Tornando all’esperimento, in sostanza ha solo messo in luce quanto sia facile credere a quello che si legge. A quello che ci viene detto. Manca il passaggio successivo, cioè la verifica, ovvero il contatto con la realtà.
Facebook da fenomeno culturale è diventato modo di pensare e di vivere: mangiamo una pizza e subito postiamo la foto; ci troviamo in aeroporto…non sia mai che dimentichiamo di specificare il numero del volo alla platea degli amici; la foto del gatto, le vacanze al mare, la ricetta dei muffin, postare quantità ha tolto lo spessore ontologico alla qualità.
Ci siamo caduti dentro tutti, inutile negarlo. Una società di zombie, che barcollano nel buio con la lucina dello schermo sempre accesa: in bagno, a letto, al cinema. Iper-connessi quasi h24, abbiamo imparato a ragionare in bite e non in emozioni, contiamo i battiti del cuore con il numero delle visualizzazioni, chiamiamo amici persone mai viste, ci dimentichiamo di salutare il vicino di casa, di sorridere ad un passante. La vecchietta che attraversa la strada magari nemmeno la vediamo, perché nel mentre abbiamo fatto una fotografia ad una nuvola e dobbiamo per forza renderne partecipe anche l’ultimo dei cybernauti. Siamo diventati Narciso e ci piace specchiarci nel riflesso che diamo di noi al mondo. Un riflesso talvolta pericoloso, alterato.

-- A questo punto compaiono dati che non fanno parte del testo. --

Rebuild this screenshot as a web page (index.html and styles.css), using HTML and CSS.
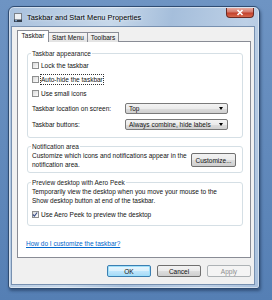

Forse c’è una ricetta per disintossicarsi dai social network. Sarebbe quella di tornare a vivere, là fuori. Si, senza bip, senza lucine che si accendono, senza luci della ribalta che generano ombre platoniche, illusioni. Uscire dalla caverna per scoprire se stessi, per vedere com’era il mondo prima. La scoperta sarà entusiasmante: lo troveremo pieno di amici, pieno di nuvole, gatti, fiori, caffè da bere e esperienze da fare. Ma sarà tutto vero, perfino un fidanzamento.